Wednesday 11 April 2018

Tiny 2018 Update

Haha, I've been quiet for almost 2 months!

I'm in America right now, but I've still been ploughing on with DOSJUN. I've added music support for a certain tracker format, wrote new graphics loading code to hopefully avoid some of those horrible "out of memory" errors and done a lot of planning for the setting and denizens.

I realise that there's still plenty of work to be done. However, it is slightly further away from "I want to make a game" than it was. The scope is starting to creep a little, but I'm still fairly confident that I can release a playable version of the game this year. I'm thinking that I'll come back and add more content later, because J and I have come up with some excellent ideas to make the game deeper.

Friday 26 January 2018

BEWARE... I LIVE

DOSJUN is alive and well. Here's a quick look at the current progress.

You can walk around

You can load and save (in safe spots)

There are scripted events

You can fight random encounters

Technically, there's a lot going on in the background to deal with this short list.

A first person view that uses slices of textures

A scripting language (and compiler)

A dungeon editor (items and monsters too!)

It is my eventual goal to not only release this game when finished, but also annotate the code well enough that people can actually learn from it.

Progress has been slow for a variety of reasons: I play a lot of games (mostly long ones), I don't always want to program after doing it for hours at my day job, I watch people stream gameplay quite a bit. These things have been true for years, but I want to commit to this project a little harder than before.

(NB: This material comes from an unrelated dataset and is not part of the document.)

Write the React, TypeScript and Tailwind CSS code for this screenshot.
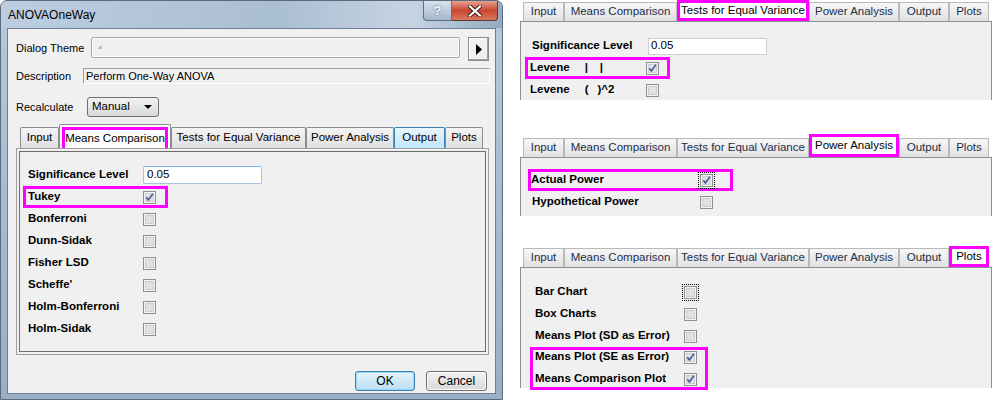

I will release the game this year. At the very least, I can release a version then add more content later if the story remains unfinished. There will be at least 5 hours of work every week on it. Making the engine easy to extend has been important to me since the beginning; an example post-release task would be removing the hard-coded character creation and using scripting instead.

I'm also thinking about streaming the programming work. This might seem odd, but I recently caught someone using Rust to write a roguelike and enjoyed the experience, so there must be like minds out there. It should be a novelty for many current devs to see C and DOS!